● **What is being asked**
Repeat every line of the material, character for character.

....

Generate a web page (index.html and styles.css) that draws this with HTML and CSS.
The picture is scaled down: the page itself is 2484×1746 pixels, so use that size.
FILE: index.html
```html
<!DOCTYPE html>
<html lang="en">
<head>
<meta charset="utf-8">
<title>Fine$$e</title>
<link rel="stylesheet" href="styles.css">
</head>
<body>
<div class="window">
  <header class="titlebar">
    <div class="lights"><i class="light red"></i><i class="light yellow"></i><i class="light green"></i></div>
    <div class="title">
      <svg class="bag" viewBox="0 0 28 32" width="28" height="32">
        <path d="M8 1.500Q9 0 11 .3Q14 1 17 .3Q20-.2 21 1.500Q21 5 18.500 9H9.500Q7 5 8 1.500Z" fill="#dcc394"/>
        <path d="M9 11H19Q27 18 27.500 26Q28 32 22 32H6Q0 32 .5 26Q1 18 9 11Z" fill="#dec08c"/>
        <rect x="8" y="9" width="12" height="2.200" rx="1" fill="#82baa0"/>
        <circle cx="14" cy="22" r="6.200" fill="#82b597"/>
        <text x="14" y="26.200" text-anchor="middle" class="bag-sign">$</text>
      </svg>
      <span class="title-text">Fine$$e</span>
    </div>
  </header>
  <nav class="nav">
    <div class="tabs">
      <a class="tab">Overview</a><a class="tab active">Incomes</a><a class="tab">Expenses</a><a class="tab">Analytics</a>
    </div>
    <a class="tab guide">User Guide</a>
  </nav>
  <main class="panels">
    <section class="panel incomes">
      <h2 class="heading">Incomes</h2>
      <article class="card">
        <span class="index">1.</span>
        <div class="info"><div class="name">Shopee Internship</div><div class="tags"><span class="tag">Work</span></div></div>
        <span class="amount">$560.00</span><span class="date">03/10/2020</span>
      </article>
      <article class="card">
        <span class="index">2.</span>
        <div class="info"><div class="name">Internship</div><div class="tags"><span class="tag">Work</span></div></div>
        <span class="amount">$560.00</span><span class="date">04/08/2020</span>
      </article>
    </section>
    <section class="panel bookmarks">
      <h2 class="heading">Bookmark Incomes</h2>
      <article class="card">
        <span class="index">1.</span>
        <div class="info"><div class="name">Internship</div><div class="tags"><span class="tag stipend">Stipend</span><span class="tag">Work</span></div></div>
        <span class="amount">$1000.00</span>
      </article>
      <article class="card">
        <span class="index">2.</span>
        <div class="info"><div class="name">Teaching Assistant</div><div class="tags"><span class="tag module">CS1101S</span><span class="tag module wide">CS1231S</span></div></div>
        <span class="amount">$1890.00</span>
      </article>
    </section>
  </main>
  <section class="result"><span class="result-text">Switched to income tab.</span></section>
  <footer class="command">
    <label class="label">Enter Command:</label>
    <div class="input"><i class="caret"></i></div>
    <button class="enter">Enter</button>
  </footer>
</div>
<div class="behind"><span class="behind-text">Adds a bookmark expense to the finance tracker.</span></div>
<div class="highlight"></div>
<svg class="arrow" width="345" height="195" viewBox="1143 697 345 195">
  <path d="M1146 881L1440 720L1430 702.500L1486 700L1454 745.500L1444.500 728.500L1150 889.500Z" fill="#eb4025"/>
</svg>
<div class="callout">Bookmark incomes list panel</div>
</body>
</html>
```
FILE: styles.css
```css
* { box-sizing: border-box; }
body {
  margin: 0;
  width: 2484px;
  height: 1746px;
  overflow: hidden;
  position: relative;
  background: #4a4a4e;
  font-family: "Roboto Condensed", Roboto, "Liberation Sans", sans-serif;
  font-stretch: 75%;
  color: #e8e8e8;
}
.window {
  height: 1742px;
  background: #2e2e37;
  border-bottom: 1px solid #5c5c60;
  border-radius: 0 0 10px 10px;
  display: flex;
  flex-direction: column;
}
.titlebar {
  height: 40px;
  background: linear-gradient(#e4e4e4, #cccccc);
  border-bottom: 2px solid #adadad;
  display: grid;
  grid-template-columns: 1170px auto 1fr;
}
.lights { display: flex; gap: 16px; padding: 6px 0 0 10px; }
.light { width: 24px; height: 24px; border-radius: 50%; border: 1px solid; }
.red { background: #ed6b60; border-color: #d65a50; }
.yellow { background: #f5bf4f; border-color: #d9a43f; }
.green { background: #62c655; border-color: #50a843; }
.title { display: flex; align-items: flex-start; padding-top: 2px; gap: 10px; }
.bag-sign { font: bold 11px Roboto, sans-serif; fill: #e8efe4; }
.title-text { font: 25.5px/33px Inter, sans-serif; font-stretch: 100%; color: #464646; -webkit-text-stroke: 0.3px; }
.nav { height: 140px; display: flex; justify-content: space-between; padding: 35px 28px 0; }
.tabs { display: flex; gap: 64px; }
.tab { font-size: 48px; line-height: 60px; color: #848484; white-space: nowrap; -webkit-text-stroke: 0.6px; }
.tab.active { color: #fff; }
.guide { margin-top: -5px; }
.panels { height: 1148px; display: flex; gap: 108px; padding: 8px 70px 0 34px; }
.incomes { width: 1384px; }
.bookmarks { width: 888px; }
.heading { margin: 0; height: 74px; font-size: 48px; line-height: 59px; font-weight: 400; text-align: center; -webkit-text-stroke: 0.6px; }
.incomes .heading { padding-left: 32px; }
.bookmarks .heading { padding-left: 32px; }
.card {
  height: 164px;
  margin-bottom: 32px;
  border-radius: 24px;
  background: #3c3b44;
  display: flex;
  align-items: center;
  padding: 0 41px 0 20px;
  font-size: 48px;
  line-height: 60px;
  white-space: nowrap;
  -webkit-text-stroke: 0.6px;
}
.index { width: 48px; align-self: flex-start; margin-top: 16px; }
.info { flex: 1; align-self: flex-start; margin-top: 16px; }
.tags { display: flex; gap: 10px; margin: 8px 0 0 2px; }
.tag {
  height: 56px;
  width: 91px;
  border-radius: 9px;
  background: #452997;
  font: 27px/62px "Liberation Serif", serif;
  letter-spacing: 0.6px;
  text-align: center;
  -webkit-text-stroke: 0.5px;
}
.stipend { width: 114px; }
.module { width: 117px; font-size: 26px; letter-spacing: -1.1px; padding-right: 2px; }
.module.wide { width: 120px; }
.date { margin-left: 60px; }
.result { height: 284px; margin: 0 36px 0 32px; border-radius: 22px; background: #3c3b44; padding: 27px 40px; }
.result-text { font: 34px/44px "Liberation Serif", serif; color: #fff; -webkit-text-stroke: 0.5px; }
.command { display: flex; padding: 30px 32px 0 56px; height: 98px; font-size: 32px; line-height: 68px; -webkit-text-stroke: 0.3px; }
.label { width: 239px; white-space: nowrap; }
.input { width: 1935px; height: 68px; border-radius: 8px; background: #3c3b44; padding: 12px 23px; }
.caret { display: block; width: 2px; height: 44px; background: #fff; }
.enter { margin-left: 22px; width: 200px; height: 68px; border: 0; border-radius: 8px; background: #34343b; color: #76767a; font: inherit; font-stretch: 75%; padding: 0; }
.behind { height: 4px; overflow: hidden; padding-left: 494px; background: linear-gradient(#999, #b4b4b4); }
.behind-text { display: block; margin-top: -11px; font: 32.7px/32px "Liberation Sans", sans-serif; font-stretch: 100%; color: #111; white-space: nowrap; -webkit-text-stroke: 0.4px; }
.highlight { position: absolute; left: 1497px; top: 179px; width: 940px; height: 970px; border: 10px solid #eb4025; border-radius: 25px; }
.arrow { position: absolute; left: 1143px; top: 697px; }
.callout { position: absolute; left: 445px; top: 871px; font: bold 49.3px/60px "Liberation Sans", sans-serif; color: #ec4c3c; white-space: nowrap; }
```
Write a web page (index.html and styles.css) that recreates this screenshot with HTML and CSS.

....

● **Expected answer**
Generate a web page (index.html and styles.css) that draws this with HTML and CSS.
The picture is scaled down: the page itself is 2484×1746 pixels, so use that size.
FILE: index.html
```html
<!DOCTYPE html>
<html lang="en">
<head>
<meta charset="utf-8">
<title>Fine$$e</title>
<link rel="stylesheet" href="styles.css">
</head>
<body>
<div class="window">
  <header class="titlebar">
    <div class="lights"><i class="light red"></i><i class="light yellow"></i><i class="light green"></i></div>
    <div class="title">
      <svg class="bag" viewBox="0 0 28 32" width="28" height="32">
        <path d="M8 1.500Q9 0 11 .3Q14 1 17 .3Q20-.2 21 1.500Q21 5 18.500 9H9.500Q7 5 8 1.500Z" fill="#dcc394"/>
        <path d="M9 11H19Q27 18 27.500 26Q28 32 22 32H6Q0 32 .5 26Q1 18 9 11Z" fill="#dec08c"/>
        <rect x="8" y="9" width="12" height="2.200" rx="1" fill="#82baa0"/>
        <circle cx="14" cy="22" r="6.200" fill="#82b597"/>
        <text x="14" y="26.200" text-anchor="middle" class="bag-sign">$</text>
      </svg>
      <span class="title-text">Fine$$e</span>
    </div>
  </header>
  <nav class="nav">
    <div class="tabs">
      <a class="tab">Overview</a><a class="tab active">Incomes</a><a class="tab">Expenses</a><a class="tab">Analytics</a>
    </div>
    <a class="tab guide">User Guide</a>
  </nav>
  <main class="panels">
    <section class="panel incomes">
      <h2 class="heading">Incomes</h2>
      <article class="card">
        <span class="index">1.</span>
        <div class="info"><div class="name">Shopee Internship</div><div class="tags"><span class="tag">Work</span></div></div>
        <span class="amount">$560.00</span><span class="date">03/10/2020</span>
      </article>
      <article class="card">
        <span class="index">2.</span>
        <div class="info"><div class="name">Internship</div><div class="tags"><span class="tag">Work</span></div></div>
        <span class="amount">$560.00</span><span class="date">04/08/2020</span>
      </article>
    </section>
    <section class="panel bookmarks">
      <h2 class="heading">Bookmark Incomes</h2>
      <article class="card">
        <span class="index">1.</span>
        <div class="info"><div class="name">Internship</div><div class="tags"><span class="tag stipend">Stipend</span><span class="tag">Work</span></div></div>
        <span class="amount">$1000.00</span>
      </article>
      <article class="card">
        <span class="index">2.</span>
        <div class="info"><div class="name">Teaching Assistant</div><div class="tags"><span class="tag module">CS1101S</span><span class="tag module wide">CS1231S</span></div></div>
        <span class="amount">$1890.00</span>
      </article>
    </section>
  </main>
  <section class="result"><span class="result-text">Switched to income tab.</span></section>
  <footer class="command">
    <label class="label">Enter Command:</label>
    <div class="input"><i class="caret"></i></div>
    <button class="enter">Enter</button>
  </footer>
</div>
<div class="behind"><span class="behind-text">Adds a bookmark expense to the finance tracker.</span></div>
<div class="highlight"></div>
<svg class="arrow" width="345" height="195" viewBox="1143 697 345 195">
  <path d="M1146 881L1440 720L1430 702.500L1486 700L1454 745.500L1444.500 728.500L1150 889.500Z" fill="#eb4025"/>
</svg>
<div class="callout">Bookmark incomes list panel</div>
</body>
</html>
```
FILE: styles.css
```css
* { box-sizing: border-box; }
body {
  margin: 0;
  width: 2484px;
  height: 1746px;
  overflow: hidden;
  position: relative;
  background: #4a4a4e;
  font-family: "Roboto Condensed", Roboto, "Liberation Sans", sans-serif;
  font-stretch: 75%;
  color: #e8e8e8;
}
.window {
  height: 1742px;
  background: #2e2e37;
  border-bottom: 1px solid #5c5c60;
  border-radius: 0 0 10px 10px;
  display: flex;
  flex-direction: column;
}
.titlebar {
  height: 40px;
  background: linear-gradient(#e4e4e4, #cccccc);
  border-bottom: 2px solid #adadad;
  display: grid;
  grid-template-columns: 1170px auto 1fr;
}
.lights { display: flex; gap: 16px; padding: 6px 0 0 10px; }
.light { width: 24px; height: 24px; border-radius: 50%; border: 1px solid; }
.red { background: #ed6b60; border-color: #d65a50; }
.yellow { background: #f5bf4f; border-color: #d9a43f; }
.green { background: #62c655; border-color: #50a843; }
.title { display: flex; align-items: flex-start; padding-top: 2px; gap: 10px; }
.bag-sign { font: bold 11px Roboto, sans-serif; fill: #e8efe4; }
.title-text { font: 25.5px/33px Inter, sans-serif; font-stretch: 100%; color: #464646; -webkit-text-stroke: 0.3px; }
.nav { height: 140px; display: flex; justify-content: space-between; padding: 35px 28px 0; }
.tabs { display: flex; gap: 64px; }
.tab { font-size: 48px; line-height: 60px; color: #848484; white-space: nowrap; -webkit-text-stroke: 0.6px; }
.tab.active { color: #fff; }
.guide { margin-top: -5px; }
.panels { height: 1148px; display: flex; gap: 108px; padding: 8px 70px 0 34px; }
.incomes { width: 1384px; }
.bookmarks { width: 888px; }
.heading { margin: 0; height: 74px; font-size: 48px; line-height: 59px; font-weight: 400; text-align: center; -webkit-text-stroke: 0.6px; }
.incomes .heading { padding-left: 32px; }
.bookmarks .heading { padding-left: 32px; }
.card {
  height: 164px;
  margin-bottom: 32px;
  border-radius: 24px;
  background: #3c3b44;
  display: flex;
  align-items: center;
  padding: 0 41px 0 20px;
  font-size: 48px;
  line-height: 60px;
  white-space: nowrap;
  -webkit-text-stroke: 0.6px;
}
.index { width: 48px; align-self: flex-start; margin-top: 16px; }
.info { flex: 1; align-self: flex-start; margin-top: 16px; }
.tags { display: flex; gap: 10px; margin: 8px 0 0 2px; }
.tag {
  height: 56px;
  width: 91px;
  border-radius: 9px;
  background: #452997;
  font: 27px/62px "Liberation Serif", serif;
  letter-spacing: 0.6px;
  text-align: center;
  -webkit-text-stroke: 0.5px;
}
.stipend { width: 114px; }
.module { width: 117px; font-size: 26px; letter-spacing: -1.1px; padding-right: 2px; }
.module.wide { width: 120px; }
.date { margin-left: 60px; }
.result { height: 284px; margin: 0 36px 0 32px; border-radius: 22px; background: #3c3b44; padding: 27px 40px; }
.result-text { font: 34px/44px "Liberation Serif", serif; color: #fff; -webkit-text-stroke: 0.5px; }
.command { display: flex; padding: 30px 32px 0 56px; height: 98px; font-size: 32px; line-height: 68px; -webkit-text-stroke: 0.3px; }
.label { width: 239px; white-space: nowrap; }
.input { width: 1935px; height: 68px; border-radius: 8px; background: #3c3b44; padding: 12px 23px; }
.caret { display: block; width: 2px; height: 44px; background: #fff; }
.enter { margin-left: 22px; width: 200px; height: 68px; border: 0; border-radius: 8px; background: #34343b; color: #76767a; font: inherit; font-stretch: 75%; padding: 0; }
.behind { height: 4px; overflow: hidden; padding-left: 494px; background: linear-gradient(#999, #b4b4b4); }
.behind-text { display: block; margin-top: -11px; font: 32.7px/32px "Liberation Sans", sans-serif; font-stretch: 100%; color: #111; white-space: nowrap; -webkit-text-stroke: 0.4px; }
.highlight { position: absolute; left: 1497px; top: 179px; width: 940px; height: 970px; border: 10px solid #eb4025; border-radius: 25px; }
.arrow { position: absolute; left: 1143px; top: 697px; }
.callout { position: absolute; left: 445px; top: 871px; font: bold 49.3px/60px "Liberation Sans", sans-serif; color: #ec4c3c; white-space: nowrap; }
```
Write a web page (index.html and styles.css) that recreates this screenshot with HTML and CSS.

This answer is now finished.